On June 16, Ontario Premier Ernie Eves announced that his Conservative government would not be appealing the court decision, leaving the federal government in Ottawa as the only party that can appeal.
“Everybody has their own personal point of view on this issue,” Eves said, according to a report in the Toronto Star. “My point of view on this issue is that if two people decide that they want to be in a union, why would I interfere with that?”
Eves added that he would urge the federal government “to get on with what the court has decided and to do something about the issue.”
Ralph Klein, the Alberta premier, however, urged the federal government to appeal the Ontario decision, saying that his province has no plans to recognize same-sex marriages.
“Most Albertans believe that marriage is fundamentally a union between a man and a woman,” the Star quotes a Klein spokesperson as saying.
Meanwhile, Quebec, awaiting its own same-sex court ruling, agreed last month to a new law recognizing gay unions and granting equal parental rights for same-sex couples.
The initial reaction from the federal government has been cautious.
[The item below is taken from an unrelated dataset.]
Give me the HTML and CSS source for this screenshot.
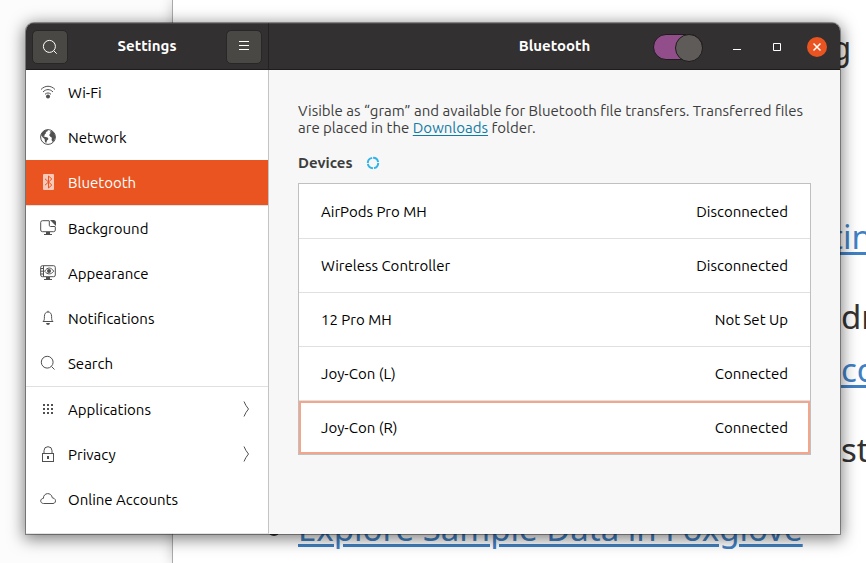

While officially noncommittal, Justice Minister Martin Cauchon was quoted in the Star praising the approach taken in Quebec.
“If we decide to do something, there''s many ways,” Cauchon said, according to the Star. “I mean, look at what has been done in many countries in the world. The province of Quebec is a good example, and other countries as well.”
A political settlement, however, may be an impossibility for the Liberal Party government of Prime Minister Jean Chretien. In passing the 2000 Benefits Act, the Liberals included the language about marriage’s common law definition as a concession to win the support of Conservatives. The initial restraint of the Liberal government’s reaction may signal a deep desire by leaders to avoid a gut-wrenching national referendum about amending the Canadian Constitution to overrule the Ontario decision.